A simplified x86-64 stack (high addresses at top, stack grows down):

    higher addresses
+---------------------+ <- where main's caller's frame ends
| ret addr for main |
+---------------------+ <- rbp in main
| saved rbp of caller |
| local int r |
+---------------------+ <- rsp right before calling add
| ret addr for add | (pushed by call add)
+---------------------+ <- rbp in add
| saved rbp (main's) |
| local int sum |
+---------------------+
lower addresses

Arguments 3 and 4 came in via registers %edi, %esi. When add returns, ret addr for add is popped, %rbp is restored, and execution continues in main with the return value in %eax.

Common Confusion / Misconception

"Local variables live in registers." They often do, but whenever you take the address of a local, the compiler must spill it to the stack. &local forces a memory home.

"The stack grows up." On x86-64 and ARM64, the stack grows downward (new frames at lower addresses).

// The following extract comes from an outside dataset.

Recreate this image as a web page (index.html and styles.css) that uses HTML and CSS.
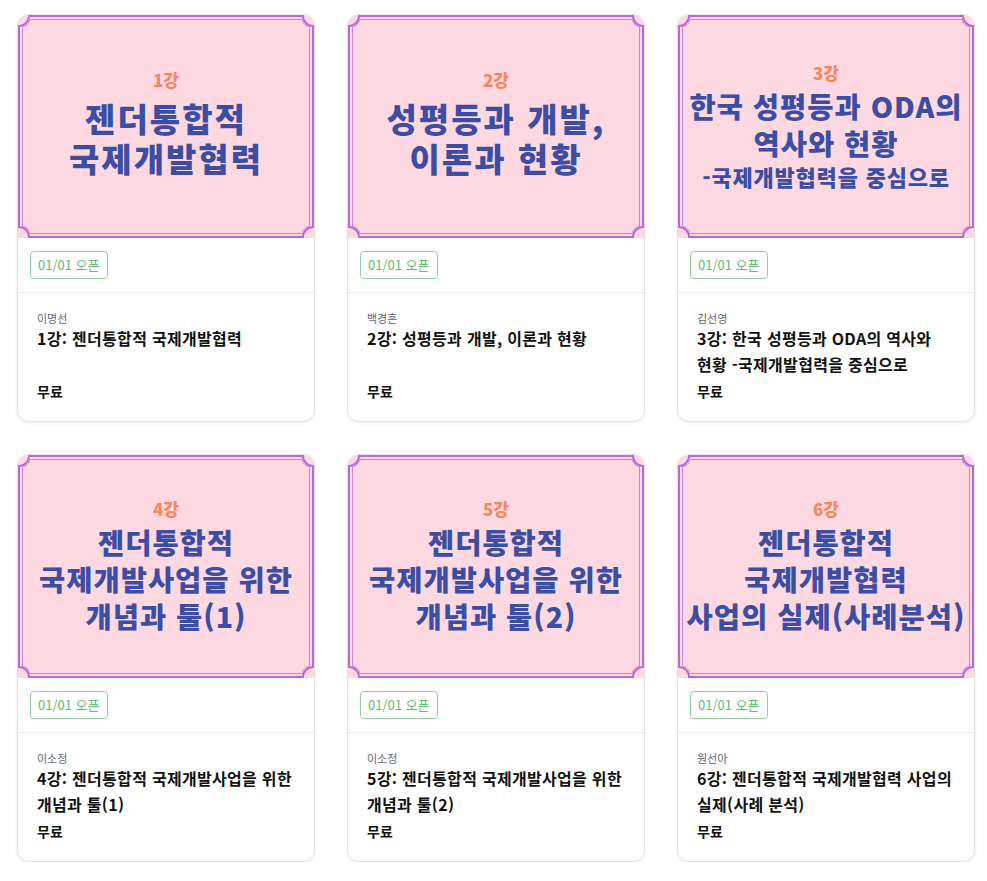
FILE: index.html
```html
<!DOCTYPE html>
<html lang="ko">
<head>
<meta charset="utf-8">
<title>강의 목록</title>
<link rel="stylesheet" href="styles.css">
</head>
<body>
<main class="grid">

  <article class="card">
    <div class="thumb thumb-big">
      <svg class="frame" viewBox="0 0 296 223" aria-hidden="true">
        <path class="frame-outer" d="M11 1H285A10 10 0 0 0 295 11V212A10 10 0 0 0 285 222H11A10 10 0 0 0 1 212V11A10 10 0 0 0 11 1Z"/>
        <path class="frame-inner" d="M11.5 4.5H284.5A7 7 0 0 0 291.5 11.5V211.5A7 7 0 0 0 284.5 218.5H11.5A7 7 0 0 0 4.5 211.5V11.5A7 7 0 0 0 11.5 4.5Z"/>
      </svg>
      <div class="tnum">1강</div>
      <div class="ttitle">젠더통합적<br>국제개발협력</div>
    </div>
    <div class="badge-row"><span class="badge">01/01 오픈</span></div>
    <div class="meta">
      <div class="author">이명선</div>
      <div class="title">1강: 젠더통합적 국제개발협력</div>
      <div class="price">무료</div>
    </div>
  </article>

  <article class="card">
    <div class="thumb thumb-big">
      <svg class="frame" viewBox="0 0 296 223" aria-hidden="true">
        <path class="frame-outer" d="M11 1H285A10 10 0 0 0 295 11V212A10 10 0 0 0 285 222H11A10 10 0 0 0 1 212V11A10 10 0 0 0 11 1Z"/>
        <path class="frame-inner" d="M11.5 4.5H284.5A7 7 0 0 0 291.5 11.5V211.5A7 7 0 0 0 284.5 218.5H11.5A7 7 0 0 0 4.5 211.5V11.5A7 7 0 0 0 11.5 4.5Z"/>
      </svg>
      <div class="tnum">2강</div>
      <div class="ttitle">성평등과 개발,<br>이론과 현황</div>
    </div>
    <div class="badge-row"><span class="badge">01/01 오픈</span></div>
    <div class="meta">
      <div class="author">백경흔</div>
      <div class="title">2강: 성평등과 개발, 이론과 현황</div>
      <div class="price">무료</div>
    </div>
  </article>

  <article class="card">
    <div class="thumb">
      <svg class="frame" viewBox="0 0 296 223" aria-hidden="true">
        <path class="frame-outer" d="M11 1H285A10 10 0 0 0 295 11V212A10 10 0 0 0 285 222H11A10 10 0 0 0 1 212V11A10 10 0 0 0 11 1Z"/>
        <path class="frame-inner" d="M11.5 4.5H284.5A7 7 0 0 0 291.5 11.5V211.5A7 7 0 0 0 284.5 218.5H11.5A7 7 0 0 0 4.5 211.5V11.5A7 7 0 0 0 11.5 4.5Z"/>
      </svg>
      <div class="tnum">3강</div>
      <div class="ttitle">한국 성평등과 ODA의<br>역사와 현황</div>
      <div class="tsub">-국제개발협력을 중심으로</div>
    </div>
    <div class="badge-row"><span class="badge">01/01 오픈</span></div>
    <div class="meta">
      <div class="author">김선영</div>
      <div class="title">3강: 한국 성평등과 ODA의 역사와 현황 -국제개발협력을 중심으로</div>
      <div class="price">무료</div>
    </div>
  </article>

  <article class="card">
    <div class="thumb">
      <svg class="frame" viewBox="0 0 296 223" aria-hidden="true">
        <path class="frame-outer" d="M11 1H285A10 10 0 0 0 295 11V212A10 10 0 0 0 285 222H11A10 10 0 0 0 1 212V11A10 10 0 0 0 11 1Z"/>
        <path class="frame-inner" d="M11.5 4.5H284.5A7 7 0 0 0 291.5 11.5V211.5A7 7 0 0 0 284.5 218.5H11.5A7 7 0 0 0 4.5 211.5V11.5A7 7 0 0 0 11.5 4.5Z"/>
      </svg>
      <div class="tnum">4강</div>
      <div class="ttitle">젠더통합적<br>국제개발사업을 위한<br>개념과 툴(1)</div>
    </div>
    <div class="badge-row"><span class="badge">01/01 오픈</span></div>
    <div class="meta">
      <div class="author">이소정</div>
      <div class="title">4강: 젠더통합적 국제개발사업을 위한 개념과 툴(1)</div>
      <div class="price">무료</div>
    </div>
  </article>

  <article class="card">
    <div class="thumb">
      <svg class="frame" viewBox="0 0 296 223" aria-hidden="true">
        <path class="frame-outer" d="M11 1H285A10 10 0 0 0 295 11V212A10 10 0 0 0 285 222H11A10 10 0 0 0 1 212V11A10 10 0 0 0 11 1Z"/>
        <path class="frame-inner" d="M11.5 4.5H284.5A7 7 0 0 0 291.5 11.5V211.5A7 7 0 0 0 284.5 218.5H11.5A7 7 0 0 0 4.5 211.5V11.5A7 7 0 0 0 11.5 4.5Z"/>
      </svg>
      <div class="tnum">5강</div>
      <div class="ttitle">젠더통합적<br>국제개발사업을 위한<br>개념과 툴(2)</div>
    </div>
    <div class="badge-row"><span class="badge">01/01 오픈</span></div>
    <div class="meta">
      <div class="author">이소정</div>
      <div class="title">5강: 젠더통합적 국제개발사업을 위한 개념과 툴(2)</div>
      <div class="price">무료</div>
    </div>
  </article>

  <article class="card">
    <div class="thumb">
      <svg class="frame" viewBox="0 0 296 223" aria-hidden="true">
        <path class="frame-outer" d="M11 1H285A10 10 0 0 0 295 11V212A10 10 0 0 0 285 222H11A10 10 0 0 0 1 212V11A10 10 0 0 0 11 1Z"/>
        <path class="frame-inner" d="M11.5 4.5H284.5A7 7 0 0 0 291.5 11.5V211.5A7 7 0 0 0 284.5 218.5H11.5A7 7 0 0 0 4.5 211.5V11.5A7 7 0 0 0 11.5 4.5Z"/>
      </svg>
      <div class="tnum">6강</div>
      <div class="ttitle">젠더통합적<br>국제개발협력<br>사업의 실제(사례분석)</div>
    </div>
    <div class="badge-row"><span class="badge">01/01 오픈</span></div>
    <div class="meta">
      <div class="author">원선아</div>
      <div class="title">6강: 젠더통합적 국제개발협력 사업의 실제(사례 분석)</div>
      <div class="price">무료</div>
    </div>
  </article>

</main>
</body>
</html>
```

FILE: styles.css
```css
html, body {
  margin: 0;
  padding: 0;
  background: #ffffff;
}

body {
  font-family: "Noto Sans CJK KR", "Noto Sans", sans-serif;
  color: #111111;
  word-break: keep-all;
}

.grid {
  display: grid;
  grid-template-columns: repeat(3, 298px);
  column-gap: 32px;
  row-gap: 32px;
  padding: 14px 0 0 17px;
}

.card {
  background: #ffffff;
  border: 1px solid #e2e2e2;
  border-radius: 12px;
  overflow: hidden;
  box-shadow: 0 1px 4px rgba(0, 0, 0, 0.07);
}

.thumb {
  position: relative;
  height: 223px;
  background: #ffd9e1;
  display: flex;
  flex-direction: column;
  align-items: center;
  justify-content: center;
  text-align: center;
  font-family: "Noto Sans CJK KR", sans-serif;
  font-weight: 900;
  color: #3b4ea4;
  white-space: nowrap;
}

.thumb-big {
  padding-bottom: 6px;
  box-sizing: border-box;
}

.frame {
  position: absolute;
  left: 0;
  top: 0;
  width: 100%;
  height: 100%;
  fill: none;
}

.frame-outer {
  stroke: #b86bd2;
  stroke-width: 2;
}

.frame-inner {
  stroke: #c987db;
  stroke-width: 1;
}

.tnum {
  position: relative;
  font-size: 17px;
  line-height: 20px;
  color: #f8865f;
  margin-bottom: 4px;
}

.ttitle {
  position: relative;
  font-size: 28.5px;
  line-height: 37px;
  letter-spacing: 1px;
}

.thumb-big .tnum {
  margin-bottom: 8px;
}

.thumb-big .ttitle {
  font-size: 33px;
  line-height: 40px;
  letter-spacing: 2px;
}

.tsub {
  position: relative;
  font-size: 22px;
  line-height: 30px;
  letter-spacing: 0.8px;
}

.badge-row {
  padding: 13px 12px;
  border-bottom: 1px solid #ececec;
}

.badge {
  display: inline-block;
  height: 26px;
  line-height: 26px;
  padding: 0 7px;
  border: 1px solid #8dd39b;
  border-radius: 4px;
  font-size: 13px;
  color: #62bb72;
  vertical-align: top;
}

.meta {
  padding: 17px 12px 20px 19px;
}

.author {
  font-size: 11px;
  line-height: 16px;
  color: #5d6578;
}

.title {
  font-size: 16px;
  line-height: 25.6px;
  min-height: 51.2px;
  font-weight: 700;
  letter-spacing: 0.3px;
  color: #111111;
}

.price {
  margin-top: 4px;
  font-size: 14px;
  line-height: 20px;
  font-weight: 700;
  letter-spacing: 0.2px;
  color: #111111;
}
```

The language does not mandate this, but all common ABIs do.

"return &local; works as long as I read it quickly." The moment the function returns, the frame is gone. Any pointer into it is dangling even if the bytes happen to still read as expected.

How To Use It

Whenever function-call behavior matters:

  1. Read the compiler's output with gcc -S -O1 -fno-omit-frame-pointer foo.c -o foo.s.
  2. Identify the prologue (push rbp; mov rbp, rsp; sub rsp, N) and epilogue (leave; ret or mov rsp, rbp; pop rbp; ret).
  3. Count which locals are in registers and which are in the stack frame.
  4. For deep recursion, track the frame size; stack overflow is a fixed limit (commonly 8 MB per thread on Linux).

Check Yourself

  1. What does call add physically do, and what does ret physically do?
  2. What is the difference between caller-saved and callee-saved registers?
  3. Why is %rbp useful for debuggers even when an optimizer does not strictly need it?

Mini Drill or Application

#include <stdio.h>

int square(int x) { return x * x; }

int main(void) {
int r = square(9);
printf("%d\n", r);
return 0;
}

Compile and inspect assembly:

gcc -Wall -Wextra -O0 -S -fno-omit-frame-pointer -o square.s square.c

Read square.s line by line. Identify the prologue, epilogue, where x sits, and how the return value is produced. Run under a debugger: gdb ./square, break square, run, then info frame, backtrace, and disassemble.